I told my parents about how I felt, I was really really upset, I was embarrassed when I was made fun of in front of everyone else, I was scared to go to school. I didn’t know what I was thinking, but occasionally, the thought of suicide came once in awhile as I questioned my worth. Neither my parents nor my friends stood up for me. I was sad. But my parents brushed it off, I felt worthless.

One day, I told my form teacher in primary school about my ideations, she highlighted it to the discipline master and he called my dad. When I spoke to my dad over the phone, he immediately dismissed my feelings and told me to tell the teachers that I was just kidding and was saying things I didn’t mean.

At 11, I felt lost. It then started to become somewhat like a falling into a dark hole where nobody could see or hear me. I don’t know if I wanted to be heard, I gave up on myself. I was approached by the school counsellor, but my parents again found out that I was creating these issues again and told me that I should stop and never see her again. They felt like I didn’t need to see her. They said I had “no issues”.

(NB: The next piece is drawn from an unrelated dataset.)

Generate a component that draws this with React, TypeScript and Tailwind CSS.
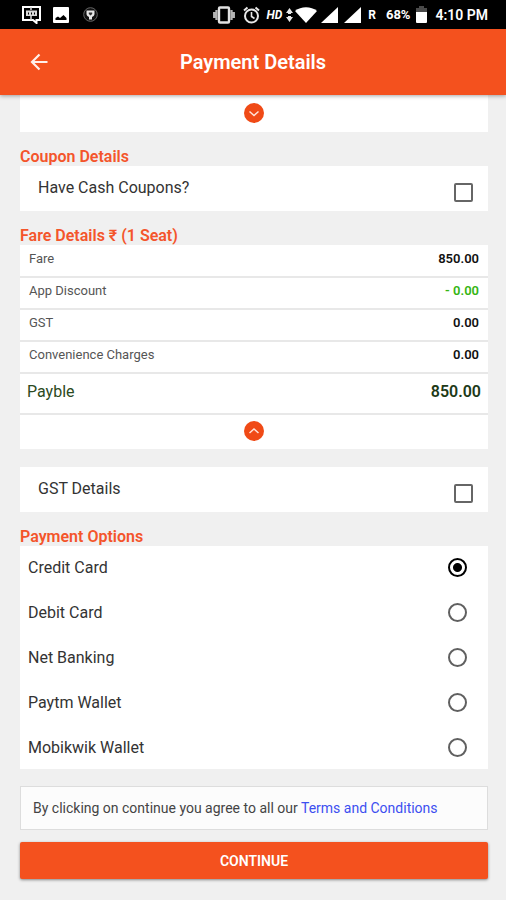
import { useState } from "react";

const fares = [
  { label: "Fare", amount: "850.00", color: "text-[#111111]" },
  { label: "App Discount", amount: "- 0.00", color: "text-[#35b512]" },
  { label: "GST", amount: "0.00", color: "text-[#111111]" },
  { label: "Convenience Charges", amount: "0.00", color: "text-[#111111]" },
];

const options = [
  "Credit Card",
  "Debit Card",
  "Net Banking",
  "Paytm Wallet",
  "Mobikwik Wallet",
];

function SignalIcon() {
  return (
    <svg className="w-[17px] h-4" viewBox="0 0 17 16" fill="#ffffff">
      <path d="M17 0v16H0z" />
    </svg>
  );
}

function StatusBar() {
  return (
    <div className="flex items-center justify-between h-[29px] bg-black text-white pl-[22px] pr-[18px]">
      <div className="flex items-center gap-3">
        <svg className="w-[19px] h-[18px]" viewBox="0 0 19 18">
          <path
            d="M1 1h17v13h-3.500v3L11 14H1z"
            fill="none"
            stroke="#ffffff"
            strokeWidth="2"
          />
          <path d="M4 4.500h11v5.500H4z" fill="#d8d8d8" />
          <path d="M9 1v3M9 10v4" stroke="#d8d8d8" strokeWidth="1.500" />
          <path d="M6 6.500h1v2H6zM9 6.500h1v2H9zM12 6.500h1v2h-1z" fill="#000000" />
        </svg>
        <svg className="w-4 h-4" viewBox="0 0 16 16">
          <rect width="16" height="16" rx="1" fill="#ffffff" />
          <path d="M2.500 13v-2l2.500-1.500 2 1.500 3.500-3 3 3v2z" fill="#000000" />
        </svg>
        <svg className="w-[15px] h-[15px] ml-0.5" viewBox="0 0 15 15">
          <circle
            cx="7.5"
            cy="7.5"
            r="6.8"
            fill="#111111"
            stroke="#666666"
            strokeWidth="1"
          />
          <path
            d="M3.500 3.500h8v3.500c0 1.500-1.500 2.500-2.500 3v2.500H6V10C5 9.500 3.500 8.500 3.500 7z"
            fill="#e8e8e8"
          />
          <path d="M5.800 5.500h3.400v1.500L7.500 8.500 5.800 7z" fill="#333333" />
        </svg>
      </div>
      <div className="flex items-center">
        <svg className="w-[22px] h-[18px] mr-2" viewBox="0 0 22 18">
          <path
            d="M1.200 6v6M3.500 4v10M20.800 6v6M18.500 4v10"
            stroke="#b4b4b4"
            strokeWidth="2.300"
          />
          <rect
            x="6"
            y="1.500"
            width="10"
            height="15"
            rx="1"
            fill="#000000"
            stroke="#e2e2e2"
            strokeWidth="2.400"
          />
        </svg>
        <svg
          className="w-[17px] h-[18px] mr-1.5"
          viewBox="0 0 17 18"
          fill="none"
          stroke="#e8e8e8"
          strokeWidth="2"
        >
          <circle cx="8.500" cy="10" r="6.500" />
          <path d="M8.500 6v4.500l3 2" strokeWidth="1.600" />
          <path d="M1 4.500l3.500-3M16 4.500l-3.500-3" />
        </svg>
        <span className="text-xs font-bold italic mr-1">HD</span>
        <svg className="w-[7px] h-[14px] mr-0.5" viewBox="0 0 7 14" fill="#e8e8e8">
          <path d="M3.500 0L7 5H5v1H2V5H0zM3.500 14L0 9h2V8h3v1h2z" />
        </svg>
        <svg className="w-[22px] h-4 mr-1" viewBox="0 0 22 16" fill="#ffffff">
          <path d="M0 4C6-1 16-1 22 4L11 16z" />
        </svg>
        <SignalIcon />
        <span className="w-1.5" />
        <SignalIcon />
        <span className="text-xs font-bold ml-[7px]">R</span>
        <span className="text-[13px] font-bold ml-2.5 mr-1.5">68%</span>
        <svg className="w-[11px] h-[17px] mr-2" viewBox="0 0 11 17">
          <path d="M3 0h5v2h3v4H0V2h3z" fill="#4a4a4a" />
          <path d="M0 6h11v10a1 1 0 0 1-1 1H1a1 1 0 0 1-1-1z" fill="#ffffff" />
        </svg>
        <span className="text-sm font-semibold">4:10 PM</span>
      </div>
    </div>
  );
}

function ToggleButton({ label, up }: { label: string; up?: boolean }) {
  return (
    <button
      aria-label={label}
      className="flex items-center justify-center w-5 h-5 rounded-full bg-[#f04a16] cursor-pointer"
    >
      <svg
        className="w-5 h-5"
        viewBox="0 0 20 20"
        fill="none"
        stroke="#ffe3d9"
        strokeWidth="1.500"
      >
        <path d={up ? "M5.500 12l4.500-4 4.500 4" : "M5.500 8.500l4.500 4 4.500-4"} />
      </svg>
    </button>
  );
}

function SectionTitle({ children }: { children: string }) {
  return (
    <h2 className="pt-[15px] text-base leading-5 font-semibold text-[#f4552b] -mb-px">
      {children}
    </h2>
  );
}

function CheckCard({ label }: { label: string }) {
  return (
    <label className="flex justify-between h-[45px] bg-white pl-[18px] pr-[15px] cursor-pointer">
      <span className="pt-3 text-base leading-5 text-[#333333]">{label}</span>
      <input
        type="checkbox"
        className="appearance-none self-end mb-[9px] w-[19px] h-[19px] border-2 border-[#666666] rounded-xs checked:bg-[#f4511e]"
      />
    </label>
  );
}

export default function App() {
  const [selected, setSelected] = useState("Credit Card");

  return (
    <div className="min-h-screen bg-[#f0f0f0] font-[Roboto,sans-serif]">
      <StatusBar />
      <header className="relative grid grid-cols-[1fr_auto_1fr] items-center h-[66px] bg-[#f4511e] px-7 text-white shadow-[0_1px_4px_rgba(0,0,0,0.35)]">
        <button aria-label="Back" className="w-6 h-6 cursor-pointer">
          <svg
            className="w-[22px] h-6"
            viewBox="0 0 22 24"
            fill="none"
            stroke="#fff0ea"
            strokeWidth="2.200"
          >
            <path d="M19.500 12H4M11.500 4.500L4 12l7.500 7.500" />
          </svg>
        </button>
        <h1 className="text-xl font-semibold">Payment Details</h1>
      </header>

      <main className="pl-5 pr-[18px] pb-[21px]">
        <div className="flex justify-center bg-white pt-2 pb-[9px]">
          <ToggleButton label="Show trip details" />
        </div>

        <SectionTitle>Coupon Details</SectionTitle>
        <CheckCard label="Have Cash Coupons?" />

        <SectionTitle>Fare Details ₹ (1 Seat)</SectionTitle>
        <div className="bg-white">
          <table className="w-full border-collapse">
            <tbody>
              {fares.map((fare) => (
                <tr key={fare.label} className="h-8 border-b-2 border-[#e8e8e8]">
                  <th className="pl-[9px] pb-1 text-left text-[13px] leading-5 font-normal text-[#555555]">
                    {fare.label}
                  </th>
                  <td
                    className={`pr-[9px] pb-1 text-right text-[13px] leading-5 font-semibold ${fare.color}`}
                  >
                    {fare.amount}
                  </td>
                </tr>
              ))}
              <tr className="h-[41px] border-b-2 border-[#e8e8e8]">
                <th className="pl-[7px] pb-1 text-left text-base leading-5 font-normal text-[#2c4a22]">
                  Payble
                </th>
                <td className="pr-[7px] pb-1 text-right text-base leading-5 font-semibold text-[#1d3a17]">
                  850.00
                </td>
              </tr>
            </tbody>
          </table>
          <div className="flex justify-center pt-1.5 pb-2">
            <ToggleButton label="Hide fare details" up />
          </div>
        </div>

        <div className="mt-[18px]">
          <CheckCard label="GST Details" />
        </div>

        <SectionTitle>Payment Options</SectionTitle>
        <div className="flex flex-col gap-0.5 bg-white">
          {options.map((option) => (
            <label
              key={option}
              className="flex items-center justify-between h-[43px] pl-2 pr-[21px] cursor-pointer"
            >
              <span className="text-base leading-5 text-[#333333]">{option}</span>
              <input
                type="radio"
                name="payment"
                checked={selected === option}
                onChange={() => setSelected(option)}
                className="appearance-none w-[19px] h-[19px] rounded-full border-2 border-[#606060] checked:border-black checked:bg-[radial-gradient(circle,#000000_4px,transparent_5px)]"
              />
            </label>
          ))}
        </div>

        <p className="mt-[17px] border border-[#dddddd] bg-[#fcfcfc] px-3 py-[11px] text-sm leading-5 text-[#444444]">
          By clicking on continue you agree to all our{" "}
          <a href="#terms" className="text-[#3d4ff0]">
            Terms and Conditions
          </a>
        </p>

        <button className="mt-3 w-full h-[37px] rounded-xs bg-[#f4511e] text-sm font-semibold text-white shadow-[0_1px_3px_rgba(0,0,0,0.45)] cursor-pointer">
          CONTINUE
        </button>
      </main>
    </div>
  );
}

Then I entered secondary school, I was happy and carefree till I met this guy that was new to my class, and I started to fall back again. That guy was mean, he commented on the way I looked and questioned about my weight almost everyday. He would use vulgarities and mean words that was never supposed to be said to another human being. He made me feel stupid. I hated him and I went back hating myself.

Due to the exposure of social media and the internet, I taught myself how to hurt myself and found harmful ways to deal with the internal pain that I was feeling. I started from metal rulers, then to staple bullets then to penknives where I eventually found the thrill when looking at blood. I knew I wasn’t myself but my parents told me I was. I got confused. I really felt like I was at the closest edge of suicide.

Again, I was alerted to the school counsellor and again, my parents were brought down to see the teachers to talk about my case and how to move forward. And again, my parents rejected and restricted my access to help. I was in their control, I didn’t know who I could go to. My parents told me I’m okay. Eventually, with them constantly telling me that I was okay and there’s nothing wrong with me, I believed them.

It came to a point where I could not recognise what pain was and everything seemed painless to me. When I hurt myself, it’s not pain. When I see blood, when I bruise, I don’t feel pain. I got confused so often that it gets very difficult for me to know what pain actually was. And if I am causing pain to other people.
I’m 18 now, and I feel okay but still broken at times.

Thankfully I found a way to seek help without my parents consent, and hope that I am getting better. It wasn’t easy and was definitely a long wait to get this far.

I’m still alive and am proud of myself.